I ask this question rhetorically because there is no way that you could ever really wrap your mind around a concept so big, so groundbreaking, that not one, but two major motion pictures chose to reveal the philosophy with their taglines.

Here we go. Strap yourselves in because this one is a doozy.

Apparently love is not all that it’s been cracked up to be. In fact, if I may be so blunt to quote directly from the tagline for The Heartbreak Kid, “Love blows.”

The fine folks behind Good Luck Chuck look at things a little more optimistically. In their opinion, love only blows sometimes.

What? How could you say such a thing about love? Maybe I don’t fully understand what they are trying to say. Perhaps they are using another definition of the word “blow.” Let me consult my dictionary.

As far as my good friend Webster is concerned, the word “blow” has many meanings. One of these is “to send forth a current of air or other gas.” From the looks of the Good Luck Chuck poster, this might be what they mean when they say that sometimes love blows. They know that love is so magical it can gently breeze past Jessica Alba causing her to whimsically hold down her dress while Dane Cook stands by and looks uninterested.

Another definition of the word is “to make a sound by or as if by blowing” This is probably what The Heartbreak Kid means when they say that love blows. Ben Stiller’s love has filled his lady friend with joy to the point the only way she can express it back to him is by playing the hand trumpet.
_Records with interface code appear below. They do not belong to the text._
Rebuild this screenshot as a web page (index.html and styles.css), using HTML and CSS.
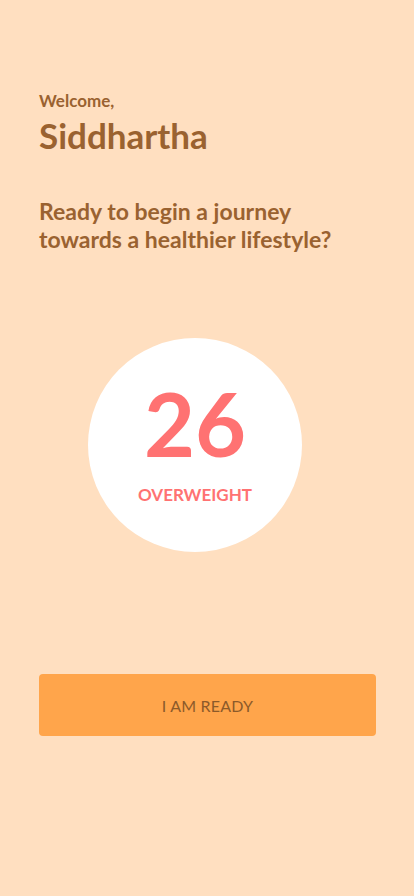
FILE: index.html
```html
<!DOCTYPE html>
<html lang="en">
<head>
<meta charset="utf-8">
<title>Welcome</title>
<link rel="stylesheet" href="styles.css">
</head>
<body>
<main class="screen">
  <header class="greeting">
    <p class="welcome">Welcome,</p>
    <h1 class="name">Siddhartha</h1>
  </header>
  <p class="tagline">Ready to begin a journey towards a healthier lifestyle?</p>
  <section class="bmi">
    <div class="bmi-circle">
      <span class="bmi-value">26</span>
      <span class="bmi-label">OVERWEIGHT</span>
    </div>
  </section>
  <button class="ready-btn" type="button">I AM READY</button>
</main>
</body>
</html>
```
FILE: styles.css
```css
html, body {
  margin: 0;
  padding: 0;
  background: #FFDFC0;
}
body {
  font-family: Lato, "Open Sans", sans-serif;
  color: #9A6230;
}
.screen {
  width: 414px;
  height: 896px;
  box-sizing: border-box;
  padding: 91px 38px 0 39px;
  display: flex;
  flex-direction: column;
}
.greeting {
  display: flex;
  flex-direction: column;
}
.welcome {
  margin: 0;
  font-size: 17px;
  font-weight: 700;
  line-height: 20px;
}
.name {
  margin: 4px 0 0;
  font-size: 35px;
  font-weight: 700;
  line-height: 40px;
}
.tagline {
  margin: 42px 0 0;
  font-size: 23px;
  font-weight: 700;
  line-height: 28px;
  width: 310px;
}
.bmi {
  display: flex;
  justify-content: flex-start;
  margin-top: 85px;
  padding-left: 49px;
}
.bmi-circle {
  width: 214px;
  height: 214px;
  border-radius: 50%;
  background: #FFFFFF;
  display: flex;
  flex-direction: column;
  align-items: center;
  color: #FF7272;
}
.bmi-value {
  margin-top: 41px;
  font-size: 88px;
  font-weight: 700;
  line-height: 88px;
}
.bmi-label {
  margin-top: 18px;
  font-size: 17px;
  font-weight: 700;
  line-height: 20px;
}
.ready-btn {
  margin-top: 122px;
  height: 62px;
  width: 337px;
  border: none;
  border-radius: 4px;
  background: #FFA54B;
  color: #8C5A2A;
  font-family: Lato, "Open Sans", sans-serif;
  font-size: 16px;
  font-weight: 400;
  letter-spacing: 0.2px;
}
```
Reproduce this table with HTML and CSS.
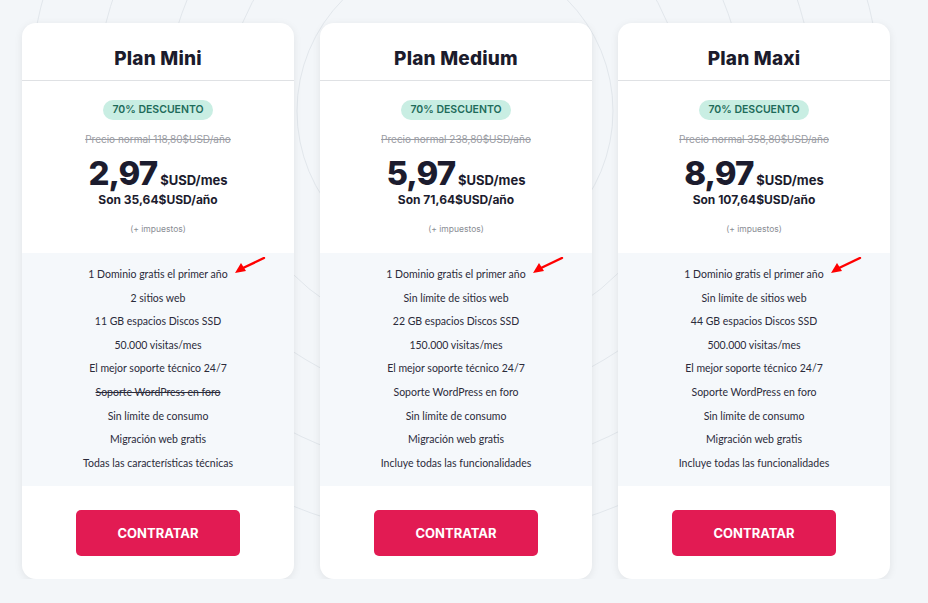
FILE: index.html
```html
<!DOCTYPE html>
<html lang="es">
<head>
    <meta charset="UTF-8">
    <meta name="viewport" content="width=device-width, initial-scale=1.0">
    <title>Planes de Hosting</title>
    <link rel="stylesheet" href="styles.css">
</head>
<body>
    <!-- circulos decorativos del fondo -->
    <svg class="bg-circles" width="928" height="603" viewBox="0 0 928 603" aria-hidden="true">
        <circle cx="455" cy="111" r="158" />
        <circle cx="455" cy="111" r="230" />
        <circle cx="455" cy="111" r="290" />
        <circle cx="455" cy="111" r="360" />
        <circle cx="455" cy="111" r="427" />
    </svg>

    <div class="plans">
        <div class="plan">
            <div class="plan-header">
                <h2>Plan Mini</h2>
            </div>
            <div class="plan-price">
                <span class="badge">70% DESCUENTO</span>
                <p class="old-price">Precio normal 118,80$USD/año</p>
                <p class="price"><span class="amount">2,97</span><span class="unit">$USD/mes</span></p>
                <p class="yearly">Son 35,64$USD/año</p>
                <p class="taxes">(+ impuestos)</p>
            </div>
            <ul class="features">
                <li>1 Dominio gratis el primer año</li>
                <li>2 sitios web</li>
                <li>11 GB espacios Discos SSD</li>
                <li>50.000 visitas/mes</li>
                <li>El mejor soporte técnico 24/7</li>
                <li class="off">Soporte WordPress en foro</li>
                <li>Sin límite de consumo</li>
                <li>Migración web gratis</li>
                <li>Todas las características técnicas</li>
                <svg class="arrow" width="32" height="18" viewBox="0 0 32 18"><path d="M30 1 L9 11" stroke="#f00" stroke-width="2.4" stroke-linecap="round"/><path d="M1 16 L7 6 L12 14 Z" fill="#f00"/></svg>
            </ul>
            <div class="plan-footer">
                <button class="button">CONTRATAR</button>
            </div>
        </div>

        <div class="plan">
            <div class="plan-header">
                <h2>Plan Medium</h2>
            </div>
            <div class="plan-price">
                <span class="badge">70% DESCUENTO</span>
                <p class="old-price">Precio normal 238,80$USD/año</p>
                <p class="price"><span class="amount">5,97</span><span class="unit">$USD/mes</span></p>
                <p class="yearly">Son 71,64$USD/año</p>
                <p class="taxes">(+ impuestos)</p>
            </div>
            <ul class="features">
                <li>1 Dominio gratis el primer año</li>
                <li>Sin límite de sitios web</li>
                <li>22 GB espacios Discos SSD</li>
                <li>150.000 visitas/mes</li>
                <li>El mejor soporte técnico 24/7</li>
                <li>Soporte WordPress en foro</li>
                <li>Sin límite de consumo</li>
                <li>Migración web gratis</li>
                <li>Incluye todas las funcionalidades</li>
                <svg class="arrow" width="32" height="18" viewBox="0 0 32 18"><path d="M30 1 L9 11" stroke="#f00" stroke-width="2.4" stroke-linecap="round"/><path d="M1 16 L7 6 L12 14 Z" fill="#f00"/></svg>
            </ul>
            <div class="plan-footer">
                <button class="button">CONTRATAR</button>
            </div>
        </div>

        <div class="plan">
            <div class="plan-header">
                <h2>Plan Maxi</h2>
            </div>
            <div class="plan-price">
                <span class="badge">70% DESCUENTO</span>
                <p class="old-price">Precio normal 358,80$USD/año</p>
                <p class="price"><span class="amount">8,97</span><span class="unit">$USD/mes</span></p>
                <p class="yearly">Son 107,64$USD/año</p>
                <p class="taxes">(+ impuestos)</p>
            </div>
            <ul class="features">
                <li>1 Dominio gratis el primer año</li>
                <li>Sin límite de sitios web</li>
                <li>44 GB espacios Discos SSD</li>
                <li>500.000 visitas/mes</li>
                <li>El mejor soporte técnico 24/7</li>
                <li>Soporte WordPress en foro</li>
                <li>Sin límite de consumo</li>
                <li>Migración web gratis</li>
                <li>Incluye todas las funcionalidades</li>
                <svg class="arrow" width="32" height="18" viewBox="0 0 32 18"><path d="M30 1 L9 11" stroke="#f00" stroke-width="2.4" stroke-linecap="round"/><path d="M1 16 L7 6 L12 14 Z" fill="#f00"/></svg>
            </ul>
            <div class="plan-footer">
                <button class="button">CONTRATAR</button>
            </div>
        </div>
    </div>
</body>
</html>
```

FILE: styles.css
```css
body {
    font-family: 'Inter', 'Liberation Sans', sans-serif;
    background: #f3f6f9;
    margin: 0;
    padding: 0;
    overflow: hidden;
    color: #1c1c2e;
}
.bg-circles {
    position: absolute;
    top: 0;
    left: 0;
    z-index: 0;
}
.bg-circles circle {
    fill: none;
    stroke: #e2e7ec;
    stroke-width: 1;
}
.plans {
    position: relative;
    z-index: 1;
    display: flex;
    gap: 26px;
    padding: 23px 0 0 22px;
}
.plan {
    width: 272px;
    background: #fff;
    border-radius: 14px;
    box-shadow: 0 2px 8px rgba(0, 0, 0, 0.08);
    overflow: hidden;
    text-align: center;
}
.plan-header {
    padding: 24px 0 9px;
    border-bottom: 1px solid #dfe1e4;
}
.plan-header h2 {
    margin: 0;
    font-size: 19px;
    line-height: 24px;
    font-weight: 800;
    letter-spacing: 0.2px;
    color: #1b1b2c;
}
.plan-price {
    display: flex;
    flex-direction: column;
    align-items: center;
    padding: 19px 0 18px;
}
.plan-price p {
    margin: 0;
}
.badge {
    height: 20px;
    line-height: 20px;
    padding: 0 9px;
    border-radius: 10px;
    background: #c9eee3;
    color: #1e6b5a;
    font-size: 10.5px;
    font-weight: 600;
}
.plan-price .old-price {
    margin-top: 11px;
    font-size: 10px;
    line-height: 16px;
    color: #9a9ca3;
    text-decoration: line-through;
}
.plan-price .price {
    margin-top: 8px;
    height: 36px;
    font-size: 33px;
    line-height: 36px;
}
.amount {
    font-weight: 800;
    letter-spacing: -1px;
}
.unit {
    font-size: 13px;
    line-height: 16px;
    font-weight: 700;
    margin-left: 3px;
}
.plan-price .yearly {
    margin-top: 1px;
    font-size: 12px;
    line-height: 16px;
    font-weight: 700;
}
.plan-price .taxes {
    margin-top: 15px;
    font-size: 8.5px;
    line-height: 12px;
    color: #8a8d94;
}
.features {
    position: relative;
    list-style: none;
    margin: 0;
    padding: 10px 0 11px;
    background: #f5f8fb;
    font-family: 'Lato', 'Liberation Sans', sans-serif;
    font-size: 10.5px;
    color: #2b2b3a;
}
.features li {
    line-height: 23.6px;
}
.features li.off {
    text-decoration: line-through;
}
.arrow {
    position: absolute;
    top: 4px;
    left: 212px;
}
.plan-footer {
    padding: 24px 0 23px;
}
.button {
    width: 164px;
    height: 46px;
    background-color: #e21b53;
    border: none;
    border-radius: 5px;
    color: white;
    font-family: 'Inter', 'Liberation Sans', sans-serif;
    font-size: 13px;
    font-weight: 700;
    cursor: pointer;
}
```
Like a typical man, Stiller isn’t listening to her.

Apparently “blow” is also a slang term for cocaine, but I can’t see any evidence on either one of these posters that implies that is the direction they are heading in.

The last definition of the word blow that comes to mind when I think of these two movies is “a forcible stroke delivered with a part of the body or with an instrument.” Ah, finally what I have been looking for. Just the thought of either one of these movies makes me want to come to blows with anyone who had anything to do with putting these things together (except Jessica Alba, she always gets a pass in my book). Watching the trailers or looking at the poster makes me feel like I’ve taken a blow to the head.

Hollywood has a terrible track record of releasing pairs of similar movies in close proximity to one another (Deep Impact and Armageddon, Mission to Mars and Red Planet, and who can forget 1980 basically giving us the same movie twice with Ordinary People and Cannibal Holocaust). While this pair doesn’t look quite as similar to each other as any of those, they are still a couple of generic romantic comedies guaranteed to make me blow chunks.

I hope that Hollywood can get it together and stop with the cookie-cutter remakes and formulaic sequels and other garbage they seem to be cranking out of the junk machines they pass off as studios. Because right now, I have a review for the movie industry, and while it’s not a bright one, it does rhyme with the phrase:

“You glow.”

Aaron Hertzog can be reached at aaron.hertzog@temple.edu.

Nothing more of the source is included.